Your Wi-Fi Network, A Public Utility

An alarmist story about a new Amazon patent filing:

People have been using Amazon to compare prices since the site made its debut in 1994, but soon Amazon may kill customers’ ability to do just that in its own brick-and-mortar stores.

Amazon — which just announced the nearly $14 billion purchase of upscale grocer Whole Foods on Friday — was recently granted a patent that could be used to track customers’ web surfing in stores and interfere with where they go online.

Hijacking cellular data? Unconscionable! But wait:

The patent, aptly titled “Physical store online shopping control,” details a system that would prevent customers from comparing prices in Amazon stores by watching any online activity conducted over its wi-fi network, detecting any information of interest and responding by sending the shopper to a completely different web page — or even blocking internet use altogether.

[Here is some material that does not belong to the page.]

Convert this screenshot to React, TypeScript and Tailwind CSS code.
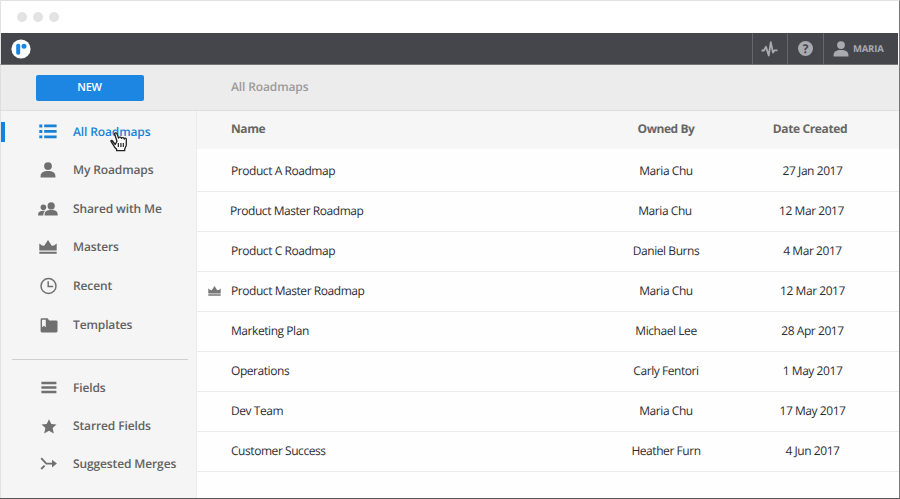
import React from "react";

type IconProps = { className?: string };

const CrownIcon = ({ className }: IconProps) => (
  <svg viewBox="0 0 18 14" className={className} fill="currentColor">
    <path d="M0.3 10.400V3.600L3 5.600 5.200 5.800 9 0 12.800 5.800 15 5.600 17.700 3.600V10.400Z M0.3 11.700h17.400V13.800h-17.400Z" />
  </svg>
);

const PersonIcon = ({ className }: IconProps) => (
  <svg viewBox="0 0 16 16" className={className} fill="currentColor">
    <circle cx="8" cy="4.1" r="3.9" />
    <path d="M0.6 15.5v-1.3C0.6 10.6 3.4 9 8 9s7.4 1.6 7.4 5.2v1.3Z" />
  </svg>
);

const ListIcon = () => (
  <svg width="18" height="15" viewBox="0 0 18 15" fill="currentColor">
    <path d="M0.3 0.6h3v2.8h-3ZM0.3 6.1h3v2.8h-3ZM0.3 11.5h3v2.8h-3ZM5.2 0.6H17.6v2.7H5.2ZM5.2 6.1H17.6v2.7H5.2ZM5.2 11.5H17.6v2.7H5.2Z" />
  </svg>
);

const PeopleIcon = () => (
  <svg width="20" height="14" viewBox="0 0 20 14" fill="currentColor">
    <circle cx="13.2" cy="3.9" r="3.6" />
    <path d="M6.6 13.5v-1C6.6 9.5 9 8.1 13.2 8.1s6.5 1.4 6.5 4.4v1Z" />
    <circle cx="5.4" cy="5.2" r="2.8" />
    <path d="M0.1 13.5v-1.2C0.1 10 2 8.700 5.200 8.700c.8 0 1.400 0 2 .2C5.900 9.800 5.300 11 5.300 13.500Z" />
  </svg>
);

const ClockIcon = () => (
  <svg width="18" height="18" viewBox="0 0 18 18" fill="none" stroke="currentColor" strokeWidth="1.500">
    <circle cx="9.500" cy="9" r="7.500" />
    <path d="M9.200 4.300v5.200h5" />
  </svg>
);

const FolderIcon = () => (
  <svg width="18" height="15" viewBox="0 0 18 15" fill="currentColor" className="translate-x-px">
    <path
      fillRule="evenodd"
      d="M1.700 0.300H7.600L9.200 2.400H16.200A1.300 1.300 0 0 1 17.500 3.700V13.100A1.300 1.300 0 0 1 16.200 14.400H1.900A1.300 1.300 0 0 1 .6 13.100V1.400A1.100 1.100 0 0 1 1.700 .3ZM2 1.700V9.300L3.900 7.700 5.800 9.300V1.700Z"
    />
  </svg>
);

const BarsIcon = () => (
  <svg width="16" height="13" viewBox="0 0 16 13" fill="currentColor" className="translate-x-px">
    <path d="M.4 .8H15.400V3.200H.4ZM.4 5.300H15.400V7.700H.4ZM.4 9.800H15.400V12.200H.4Z" />
  </svg>
);

const StarIcon = () => (
  <svg width="16" height="15" viewBox="0 0 16 15" fill="currentColor" className="translate-x-px">
    <path d="M8 .2 10.300 5 15.500 5.500 11.600 9.100 12.800 14.500 8 11.700 3.200 14.500 4.400 9.100 .5 5.500 5.700 5Z" />
  </svg>
);

const MergeIcon = () => (
  <svg width="18" height="14" viewBox="0 0 18 14" fill="none" stroke="currentColor" strokeWidth="1.900" className="translate-x-px">
    <path d="M1.200 1.200 6.300 6.600H13M1.200 12 4.600 8.600" />
    <path d="M12 2.800 16.900 6.600 12 10.400Z" fill="currentColor" stroke="none" />
  </svg>
);

const HandCursor = () => (
  <svg width="18" height="20" viewBox="0 0 18 20" className="absolute left-[37px] top-[9px]">
    <path
      d="M5.200 12.800 2.500 9.300C1.400 7.900 .5 9 1.300 10.200L4.700 15.500 6.600 17.600V19H14.700V17.400L16.300 13.500V7.400C16.300 6.200 14.500 6 14.200 7.300 14.200 5.700 12 5.300 11.500 6.700 11.300 5.200 9 5 8.500 6.400L6.900 1.900C6.300 .5 4.300 1.100 4.700 2.600L7 9.500Z"
      transform="translate(0 -.3)"
      fill="#fff"
      stroke="#222"
      strokeWidth="1.300"
      strokeLinejoin="round"
    />
    <path d="M8.300 11v4M10.900 11v4M13.300 11v4" stroke="#222" strokeWidth="1.200" />
  </svg>
);

type NavItem = { label: string; icon: React.ReactNode; row: string; active?: boolean };

const mainNav: NavItem[] = [
  { label: "All Roadmaps", icon: <ListIcon />, row: "h-[39px]", active: true },
  { label: "My Roadmaps", icon: <PersonIcon className="h-4 w-4" />, row: "h-[38px]" },
  { label: "Shared with Me", icon: <PeopleIcon />, row: "h-[39px]" },
  { label: "Masters", icon: <CrownIcon className="h-[14px] w-[18px]" />, row: "h-[38px]" },
  { label: "Recent", icon: <ClockIcon />, row: "h-[39px]" },
  { label: "Templates", icon: <FolderIcon />, row: "h-[40px]" },
];

const fieldNav: NavItem[] = [
  { label: "Fields", icon: <BarsIcon />, row: "h-[39px]" },
  { label: "Starred Fields", icon: <StarIcon />, row: "h-[38px]" },
  { label: "Suggested Merges", icon: <MergeIcon />, row: "h-[38px]" },
];

const rows = [
  { name: "Product A Roadmap", owner: "Maria Chu", date: "27 Jan 2017", row: "h-[43px] pt-px" },
  { name: "Product Master Roadmap", owner: "Maria Chu", date: "12 Mar 2017", row: "h-10 -ml-px pb-px" },
  { name: "Product C Roadmap", owner: "Daniel Burns", date: "4 Mar 2017", row: "h-10 pb-[2px]" },
  { name: "Product Master Roadmap", owner: "Maria Chu", date: "12 Mar 2017", row: "h-10 pb-[2px]", master: true },
  { name: "Marketing Plan", owner: "Michael Lee", date: "28 Apr 2017", row: "h-10 pb-[2px]" },
  { name: "Operations", owner: "Carly Fentori", date: "1 May 2017", row: "h-10 pb-[2px]" },
  { name: "Dev Team", owner: "Maria Chu", date: "17 May 2017", row: "h-10 pb-[2px]" },
  { name: "Customer Success", owner: "Heather Furn", date: "4 Jun 2017", row: "h-10 pb-[2px]" },
];

function NavRow({ label, icon, row, active }: NavItem) {
  return (
    <a className={`flex items-center ${row} ${active ? "text-[#1683d8]" : "text-[#707070]"}`}>
      <span className={`h-5 w-1 ${active ? "bg-[#1683d8]" : ""}`} />
      <span className="ml-[31px] flex w-[23px] justify-center">{icon}</span>
      <span className={`relative ml-[14px] whitespace-nowrap text-[12px] font-semibold tracking-[-0.12px] ${active ? "" : "text-[#626262]"}`}>
        {label}
        {active && <HandCursor />}
      </span>
    </a>
  );
}

export default function App() {
  return (
    <div className="flex h-[499px] w-[900px] flex-col overflow-hidden border-b border-r border-t border-b-[#555] border-r-[#777] border-t-[#e2e2e2] bg-white font-['Open_Sans','Noto_Sans',sans-serif] [text-rendering:geometricPrecision]">
      <div className="flex h-8 shrink-0 items-center gap-[6px] border-l border-[#e2e2e2] pl-4">
        <span className="h-[10px] w-[10px] rounded-full bg-[#e3e3e3]" />
        <span className="h-[10px] w-[10px] rounded-full bg-[#e3e3e3]" />
        <span className="h-[10px] w-[10px] rounded-full bg-[#e3e3e3]" />
      </div>

      <header className="mr-px flex h-8 shrink-0 items-stretch border-b border-l border-b-[#74767a] border-l-[#e2e2e2] bg-[#44464b] text-[#a9aab0]">
        <div className="flex flex-1 items-center pl-[10px]">
          <svg width="20" height="20" viewBox="0 0 20 20">
            <circle cx="10" cy="10" r="9.600" fill="#fff" />
            <rect x="5.200" y="4.800" width="4" height="11" rx="1.700" fill="#1b85e2" />
            <circle cx="13" cy="7.300" r="2.500" fill="#1b85e2" />
          </svg>
        </div>
        <div className="flex w-[35px] items-center justify-center border-l border-[#65676c] pr-px">
          <svg width="17" height="16" viewBox="0 0 17 16" fill="none" stroke="currentColor" strokeWidth="1.800" strokeLinejoin="round">
            <path d="M.5 9.500H3L5 5.800 7.700 14.500 9.800 1.200 12 11.500 13.500 9.300H16.500" />
          </svg>
        </div>
        <div className="flex w-9 items-center justify-center border-l border-[#65676c]">
          <span className="flex h-[15px] w-[15px] items-center justify-center rounded-full bg-[#a9aab0] text-[12px] font-bold leading-none text-[#44464b]">?</span>
        </div>
        <div className="flex w-[75px] items-center border-l border-[#65676c] pl-[9px]">
          <PersonIcon className="h-4 w-4" />
          <span className="ml-1 mt-[2px] text-[9.500px] font-bold tracking-[-0.200px]">MARIA</span>
        </div>
      </header>

      <div className="flex h-[46px] shrink-0 items-center border-b border-l border-b-[#dedede] border-l-[#dedede] bg-[#ececec]">
        <button className="ml-[35px] h-[26px] w-[108px] rounded-[2px] bg-[#1c86e2] pr-px text-[11px] font-semibold tracking-[-0.300px] text-white">NEW</button>
        <span className="ml-[87px] pb-[2px] text-[12px] font-semibold tracking-[-0.120px] text-[#9a9a9a]">All Roadmaps</span>
      </div>

      <div className="flex min-h-0 flex-1">
        <nav className="w-[197px] shrink-0 border-l border-r border-l-[#e2e2e2] border-r-[#ebebeb] bg-[#f5f5f5] pt-[1px]">
          {mainNav.map((item) => (
            <NavRow key={item.label} {...item} />
          ))}
          <div className="ml-[11px] mt-[14px] h-px w-[176px] bg-[#cfcfcf]" />
          <div className="pt-[8px]">
            {fieldNav.map((item) => (
              <NavRow key={item.label} {...item} />
            ))}
          </div>
        </nav>

        <main className="flex-1 bg-[#fefefe] text-[12px] tracking-[-0.440px] text-[#2c2d33]">
          <div className="flex h-[38px] items-center bg-[#f6f6f6] pb-[2px] font-bold text-[#666]">
            <span className="w-[399px] pl-[34px] tracking-[-0.400px]">Name</span>
            <span className="w-[140px] text-center">Owned By</span>
            <span className="w-[148px] text-center tracking-[-0.380px]">Date Created</span>
          </div>
          {rows.map((r, i) => (
            <div key={i} className={`flex items-center border-b border-[#ebebeb] ${r.row}`}>
              <span className="flex w-[34px] justify-center text-[#777]">
                {r.master && <CrownIcon className="h-[10px] w-[13px]" />}
              </span>
              <span className="w-[365px]">{r.name}</span>
              <span className="w-[140px] text-center">{r.owner}</span>
              <span className="w-[153px] text-center">{r.date}</span>
            </div>
          ))}
        </main>
      </div>
    </div>
  );
}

So this patent is about altering content delivered on their network. You know, like hotels do when they ask you to sign in. Or what your workplace does when you join it. What schools do.

You know how you get around Amazon’s patented Internet-filtering? Pay for your own Internet. Use cellular data if you must go to an Amazon store and comparison shop online. Otherwise, you’re expecting–as the author of the article might–that you have some sort of right to wi-fi access without any strings attached. Which you do not.

Which would be turn around, hey? Real stores have forever claimed that people come into the shops to see what they want to order on Amazon.